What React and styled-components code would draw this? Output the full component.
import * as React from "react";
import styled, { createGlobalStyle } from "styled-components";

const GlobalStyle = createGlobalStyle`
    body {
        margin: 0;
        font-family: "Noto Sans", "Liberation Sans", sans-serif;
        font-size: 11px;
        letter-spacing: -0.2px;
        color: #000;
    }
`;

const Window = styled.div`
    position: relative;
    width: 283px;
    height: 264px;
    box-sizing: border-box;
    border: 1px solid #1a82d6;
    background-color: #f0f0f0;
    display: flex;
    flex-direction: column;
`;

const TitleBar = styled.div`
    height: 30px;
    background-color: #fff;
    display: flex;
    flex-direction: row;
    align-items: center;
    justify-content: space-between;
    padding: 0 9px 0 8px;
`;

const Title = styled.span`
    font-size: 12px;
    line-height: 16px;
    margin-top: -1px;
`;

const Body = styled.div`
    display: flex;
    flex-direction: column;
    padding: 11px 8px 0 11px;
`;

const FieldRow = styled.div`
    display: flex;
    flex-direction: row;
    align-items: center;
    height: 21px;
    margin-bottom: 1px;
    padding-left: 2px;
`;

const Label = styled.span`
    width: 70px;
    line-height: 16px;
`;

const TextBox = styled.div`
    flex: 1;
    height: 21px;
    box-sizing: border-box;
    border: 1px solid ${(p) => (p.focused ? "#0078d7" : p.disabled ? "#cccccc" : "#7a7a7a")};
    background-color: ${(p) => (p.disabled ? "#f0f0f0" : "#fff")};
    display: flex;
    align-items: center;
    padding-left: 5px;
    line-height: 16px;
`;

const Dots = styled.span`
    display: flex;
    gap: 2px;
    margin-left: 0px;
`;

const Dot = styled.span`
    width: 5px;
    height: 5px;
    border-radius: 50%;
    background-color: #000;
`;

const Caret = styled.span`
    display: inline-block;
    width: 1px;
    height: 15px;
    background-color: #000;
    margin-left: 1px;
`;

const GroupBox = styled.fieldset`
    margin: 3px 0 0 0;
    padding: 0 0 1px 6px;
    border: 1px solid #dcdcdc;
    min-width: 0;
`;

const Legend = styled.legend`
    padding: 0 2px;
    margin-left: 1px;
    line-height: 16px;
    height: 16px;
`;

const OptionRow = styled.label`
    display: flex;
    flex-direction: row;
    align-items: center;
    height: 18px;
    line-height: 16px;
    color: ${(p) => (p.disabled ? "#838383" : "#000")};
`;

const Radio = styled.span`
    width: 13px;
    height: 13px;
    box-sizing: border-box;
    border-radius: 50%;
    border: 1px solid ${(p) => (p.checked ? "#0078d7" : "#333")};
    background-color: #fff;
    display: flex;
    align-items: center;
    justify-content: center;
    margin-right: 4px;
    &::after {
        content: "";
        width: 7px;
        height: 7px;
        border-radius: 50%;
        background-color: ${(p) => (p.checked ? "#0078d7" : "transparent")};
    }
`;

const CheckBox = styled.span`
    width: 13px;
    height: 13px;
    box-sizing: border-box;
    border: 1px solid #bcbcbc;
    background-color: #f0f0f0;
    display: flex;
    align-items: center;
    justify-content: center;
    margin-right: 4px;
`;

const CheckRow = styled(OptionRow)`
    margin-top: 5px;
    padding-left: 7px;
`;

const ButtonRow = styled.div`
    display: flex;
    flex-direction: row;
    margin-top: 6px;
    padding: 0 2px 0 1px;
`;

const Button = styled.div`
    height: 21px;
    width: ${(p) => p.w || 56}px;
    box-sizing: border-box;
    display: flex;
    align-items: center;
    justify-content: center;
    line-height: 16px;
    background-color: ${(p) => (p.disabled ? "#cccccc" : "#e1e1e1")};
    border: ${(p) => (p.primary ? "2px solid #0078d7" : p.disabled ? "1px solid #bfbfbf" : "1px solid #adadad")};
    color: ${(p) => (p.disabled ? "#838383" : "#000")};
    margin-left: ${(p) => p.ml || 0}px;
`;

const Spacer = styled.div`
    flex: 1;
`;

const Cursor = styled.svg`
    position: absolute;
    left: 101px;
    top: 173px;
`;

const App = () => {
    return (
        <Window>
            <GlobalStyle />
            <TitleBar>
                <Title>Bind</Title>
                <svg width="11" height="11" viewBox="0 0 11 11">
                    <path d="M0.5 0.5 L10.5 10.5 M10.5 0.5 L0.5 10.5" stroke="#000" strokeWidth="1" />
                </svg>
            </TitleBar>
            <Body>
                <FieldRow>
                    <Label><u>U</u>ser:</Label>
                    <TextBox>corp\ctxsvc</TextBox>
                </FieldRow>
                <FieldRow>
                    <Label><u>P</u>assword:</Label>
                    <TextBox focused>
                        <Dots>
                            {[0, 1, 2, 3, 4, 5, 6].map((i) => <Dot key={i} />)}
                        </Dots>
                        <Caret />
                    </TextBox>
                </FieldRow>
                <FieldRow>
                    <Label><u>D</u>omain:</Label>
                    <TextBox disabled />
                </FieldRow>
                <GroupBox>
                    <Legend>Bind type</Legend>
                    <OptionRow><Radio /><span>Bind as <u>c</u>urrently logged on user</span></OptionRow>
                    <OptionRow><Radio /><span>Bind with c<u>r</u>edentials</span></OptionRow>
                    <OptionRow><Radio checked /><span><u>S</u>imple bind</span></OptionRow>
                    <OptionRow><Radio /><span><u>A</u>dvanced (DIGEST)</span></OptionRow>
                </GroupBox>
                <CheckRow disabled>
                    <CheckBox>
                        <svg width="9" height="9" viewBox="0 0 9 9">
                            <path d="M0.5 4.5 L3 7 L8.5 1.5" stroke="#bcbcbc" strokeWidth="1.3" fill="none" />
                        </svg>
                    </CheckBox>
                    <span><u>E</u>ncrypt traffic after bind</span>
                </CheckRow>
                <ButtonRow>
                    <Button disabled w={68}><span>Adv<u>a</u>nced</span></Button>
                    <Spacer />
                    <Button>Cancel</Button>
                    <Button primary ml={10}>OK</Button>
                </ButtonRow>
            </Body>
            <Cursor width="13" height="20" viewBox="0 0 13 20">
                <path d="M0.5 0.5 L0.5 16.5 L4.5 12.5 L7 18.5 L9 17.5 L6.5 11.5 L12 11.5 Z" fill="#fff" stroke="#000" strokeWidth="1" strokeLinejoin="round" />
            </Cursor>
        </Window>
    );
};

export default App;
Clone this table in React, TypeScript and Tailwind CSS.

--------

REQUIRED WORK >> Give all the records again. Match them exactly.

EXPECTED OUTPUT >>
What React and styled-components code would draw this? Output the full component.
import * as React from "react";
import styled, { createGlobalStyle } from "styled-components";

const GlobalStyle = createGlobalStyle`
    body {
        margin: 0;
        font-family: "Noto Sans", "Liberation Sans", sans-serif;
        font-size: 11px;
        letter-spacing: -0.2px;
        color: #000;
    }
`;

const Window = styled.div`
    position: relative;
    width: 283px;
    height: 264px;
    box-sizing: border-box;
    border: 1px solid #1a82d6;
    background-color: #f0f0f0;
    display: flex;
    flex-direction: column;
`;

const TitleBar = styled.div`
    height: 30px;
    background-color: #fff;
    display: flex;
    flex-direction: row;
    align-items: center;
    justify-content: space-between;
    padding: 0 9px 0 8px;
`;

const Title = styled.span`
    font-size: 12px;
    line-height: 16px;
    margin-top: -1px;
`;

const Body = styled.div`
    display: flex;
    flex-direction: column;
    padding: 11px 8px 0 11px;
`;

const FieldRow = styled.div`
    display: flex;
    flex-direction: row;
    align-items: center;
    height: 21px;
    margin-bottom: 1px;
    padding-left: 2px;
`;

const Label = styled.span`
    width: 70px;
    line-height: 16px;
`;

const TextBox = styled.div`
    flex: 1;
    height: 21px;
    box-sizing: border-box;
    border: 1px solid ${(p) => (p.focused ? "#0078d7" : p.disabled ? "#cccccc" : "#7a7a7a")};
    background-color: ${(p) => (p.disabled ? "#f0f0f0" : "#fff")};
    display: flex;
    align-items: center;
    padding-left: 5px;
    line-height: 16px;
`;

const Dots = styled.span`
    display: flex;
    gap: 2px;
    margin-left: 0px;
`;

const Dot = styled.span`
    width: 5px;
    height: 5px;
    border-radius: 50%;
    background-color: #000;
`;

const Caret = styled.span`
    display: inline-block;
    width: 1px;
    height: 15px;
    background-color: #000;
    margin-left: 1px;
`;

const GroupBox = styled.fieldset`
    margin: 3px 0 0 0;
    padding: 0 0 1px 6px;
    border: 1px solid #dcdcdc;
    min-width: 0;
`;

const Legend = styled.legend`
    padding: 0 2px;
    margin-left: 1px;
    line-height: 16px;
    height: 16px;
`;

const OptionRow = styled.label`
    display: flex;
    flex-direction: row;
    align-items: center;
    height: 18px;
    line-height: 16px;
    color: ${(p) => (p.disabled ? "#838383" : "#000")};
`;

const Radio = styled.span`
    width: 13px;
    height: 13px;
    box-sizing: border-box;
    border-radius: 50%;
    border: 1px solid ${(p) => (p.checked ? "#0078d7" : "#333")};
    background-color: #fff;
    display: flex;
    align-items: center;
    justify-content: center;
    margin-right: 4px;
    &::after {
        content: "";
        width: 7px;
        height: 7px;
        border-radius: 50%;
        background-color: ${(p) => (p.checked ? "#0078d7" : "transparent")};
    }
`;

const CheckBox = styled.span`
    width: 13px;
    height: 13px;
    box-sizing: border-box;
    border: 1px solid #bcbcbc;
    background-color: #f0f0f0;
    display: flex;
    align-items: center;
    justify-content: center;
    margin-right: 4px;
`;

const CheckRow = styled(OptionRow)`
    margin-top: 5px;
    padding-left: 7px;
`;

const ButtonRow = styled.div`
    display: flex;
    flex-direction: row;
    margin-top: 6px;
    padding: 0 2px 0 1px;
`;

const Button = styled.div`
    height: 21px;
    width: ${(p) => p.w || 56}px;
    box-sizing: border-box;
    display: flex;
    align-items: center;
    justify-content: center;
    line-height: 16px;
    background-color: ${(p) => (p.disabled ? "#cccccc" : "#e1e1e1")};
    border: ${(p) => (p.primary ? "2px solid #0078d7" : p.disabled ? "1px solid #bfbfbf" : "1px solid #adadad")};
    color: ${(p) => (p.disabled ? "#838383" : "#000")};
    margin-left: ${(p) => p.ml || 0}px;
`;

const Spacer = styled.div`
    flex: 1;
`;

const Cursor = styled.svg`
    position: absolute;
    left: 101px;
    top: 173px;
`;

const App = () => {
    return (
        <Window>
            <GlobalStyle />
            <TitleBar>
                <Title>Bind</Title>
                <svg width="11" height="11" viewBox="0 0 11 11">
                    <path d="M0.5 0.5 L10.5 10.5 M10.5 0.5 L0.5 10.5" stroke="#000" strokeWidth="1" />
                </svg>
            </TitleBar>
            <Body>
                <FieldRow>
                    <Label><u>U</u>ser:</Label>
                    <TextBox>corp\ctxsvc</TextBox>
                </FieldRow>
                <FieldRow>
                    <Label><u>P</u>assword:</Label>
                    <TextBox focused>
                        <Dots>
                            {[0, 1, 2, 3, 4, 5, 6].map((i) => <Dot key={i} />)}
                        </Dots>
                        <Caret />
                    </TextBox>
                </FieldRow>
                <FieldRow>
                    <Label><u>D</u>omain:</Label>
                    <TextBox disabled />
                </FieldRow>
                <GroupBox>
                    <Legend>Bind type</Legend>
                    <OptionRow><Radio /><span>Bind as <u>c</u>urrently logged on user</span></OptionRow>
                    <OptionRow><Radio /><span>Bind with c<u>r</u>edentials</span></OptionRow>
                    <OptionRow><Radio checked /><span><u>S</u>imple bind</span></OptionRow>
                    <OptionRow><Radio /><span><u>A</u>dvanced (DIGEST)</span></OptionRow>
                </GroupBox>
                <CheckRow disabled>
                    <CheckBox>
                        <svg width="9" height="9" viewBox="0 0 9 9">
                            <path d="M0.5 4.5 L3 7 L8.5 1.5" stroke="#bcbcbc" strokeWidth="1.3" fill="none" />
                        </svg>
                    </CheckBox>
                    <span><u>E</u>ncrypt traffic after bind</span>
                </CheckRow>
                <ButtonRow>
                    <Button disabled w={68}><span>Adv<u>a</u>nced</span></Button>
                    <Spacer />
                    <Button>Cancel</Button>
                    <Button primary ml={10}>OK</Button>
                </ButtonRow>
            </Body>
            <Cursor width="13" height="20" viewBox="0 0 13 20">
                <path d="M0.5 0.5 L0.5 16.5 L4.5 12.5 L7 18.5 L9 17.5 L6.5 11.5 L12 11.5 Z" fill="#fff" stroke="#000" strokeWidth="1" strokeLinejoin="round" />
            </Cursor>
        </Window>
    );
};

export default App;
Clone this table in React, TypeScript and Tailwind CSS.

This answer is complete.